Per la presentazione, sceglie una libreria gestita da amici, non a caso, vicino al luogo del suo primo arresto.
“Quel giorno, ero talmente emozionato che dimenticai qualsiasi cosa si potesse dimenticare, il microfono aveva le sembianze di un grosso pene che volevo a tutti i costi allontanare dalla bocca, quasi non riuscivo a interpretare le mie poesie”.
La sua famiglia gli è vicino e, allo stesso modo, tante altre persone che lo circondano di affetto e stima.
Silvio, quella sera, chiude definitivamente i conti con una certa vita.
“I bei ricordi sono pochi, è necessario imprimerli nella memoria per poterli sfogliare ogni volta che ti senti un fallito e vorresti farla finita”.

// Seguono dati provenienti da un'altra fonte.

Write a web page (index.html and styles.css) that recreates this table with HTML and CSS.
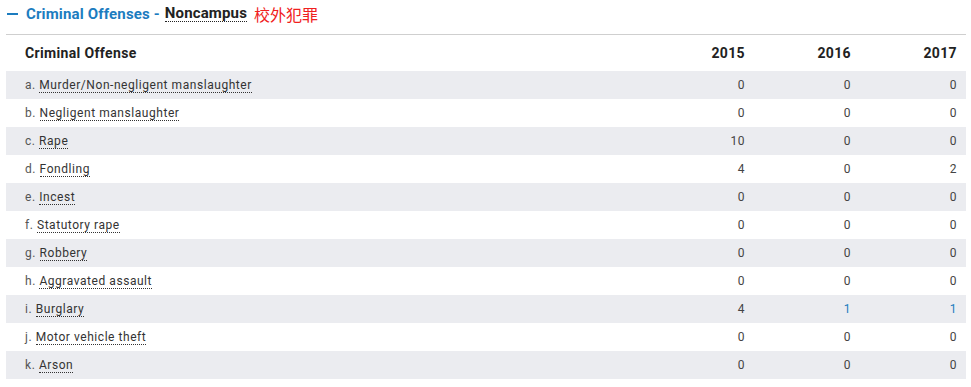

Nel 2014, Jorge Mario Bergoglio, noto a tutti come Papa Francesco, nell’oratorio di Prima Porta, invitato dal parroco del quartiere, gli conferisce, tra la folla, la propria benedizione e, ponendogli una mano sulla testa, pronuncia le parole: “El redento”.
“Decisi di adottarlo come pseudonimo, mi piaceva, benedizione o meno, papa o non papa”.
Ebbene, non sempre è necessario entrare nel fantastico mondo delle fiabe per narrare una storia con lieto fine. In hoc signo vinces (sotto questo segno vincerai).
L’amore tradito, fallito,
deluso o sprovveduto
è meritevole – te dico –
de essere vissuto!Ma se riarzi er viso
dopo esse’ caduto
smorzerei quer ghigno
de chi nun t’ha voluto.
Mo’ sei forte, pronto pe’ chi resta!
Pe’ concede a chi je spetta
ciò che in te sta chiuso a chiave.
e ricorda a chi vanterà una nave:
che tu, solo sulla tua barchetta,
hai trafitto ogni tempesta.
Oggi
Silvio è lontano da quei posti che lo distraggono da sé stesso. Odia i concerti, le riunioni, le code, le discoteche, l’omologazione e la mancanza di originalità.
Trascorre le giornate a studiare, ha ripreso a dedicarsi alle scienze umane, alla metrica in poesia e alla prosa, a scrivere, a leggere, ad ascoltare musica, a praticare allenamento fisico e naturalmente a bere whisky con le sue amate amiche lesbiche.
“La vita è un periodo di tempo a perdere, tanto vale passarlo a realizzare utopie, a tentare di lasciare la propria impronta, la propria firma”.